Copy nothing but the text: reproduce each line of the listing exactly and leave the pictures out.

** Begin PROVIDED MATERIAL **

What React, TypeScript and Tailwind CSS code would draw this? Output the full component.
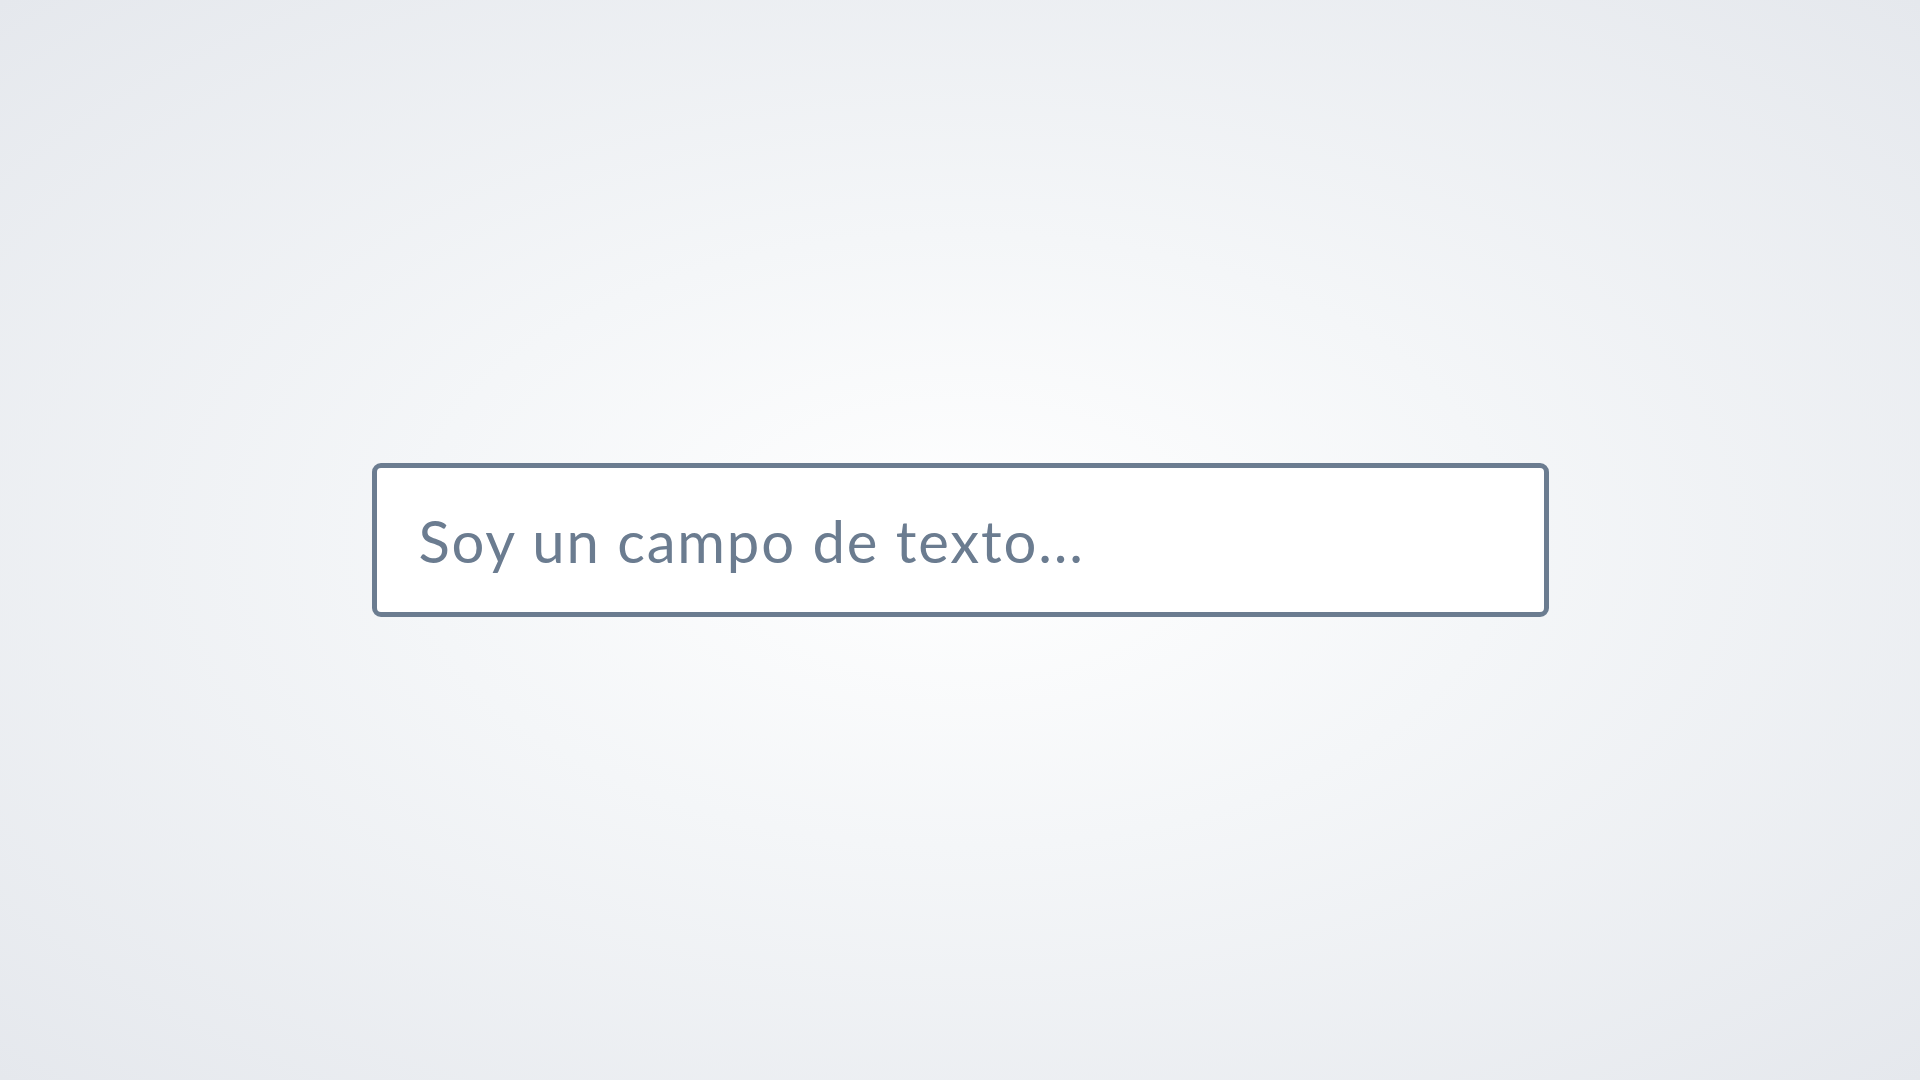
export default function App() {
  return (
    <div className="flex h-screen w-full items-center justify-center bg-[radial-gradient(ellipse_at_center,#ffffff_0%,#f4f6f8_40%,#e5e8ed_100%)]">
      <input
        type="text"
        placeholder="Soy un campo de texto..."
        className="h-[154px] w-[1177px] rounded-[9px] border-[5px] border-[#6b7c90] bg-white pl-[42px] text-[58px] tracking-[1.8px] text-[#6b7c90] outline-none placeholder:text-[#6b7c90] font-['Lato',sans-serif]"
      />
    </div>
  )
}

** End PROVIDED MATERIAL **

RESPONSE ▸
What React, TypeScript and Tailwind CSS code would draw this? Output the full component.
export default function App() {
  return (
    <div className="flex h-screen w-full items-center justify-center bg-[radial-gradient(ellipse_at_center,#ffffff_0%,#f4f6f8_40%,#e5e8ed_100%)]">
      <input
        type="text"
        placeholder="Soy un campo de texto..."
        className="h-[154px] w-[1177px] rounded-[9px] border-[5px] border-[#6b7c90] bg-white pl-[42px] text-[58px] tracking-[1.8px] text-[#6b7c90] outline-none placeholder:text-[#6b7c90] font-['Lato',sans-serif]"
      />
    </div>
  )
}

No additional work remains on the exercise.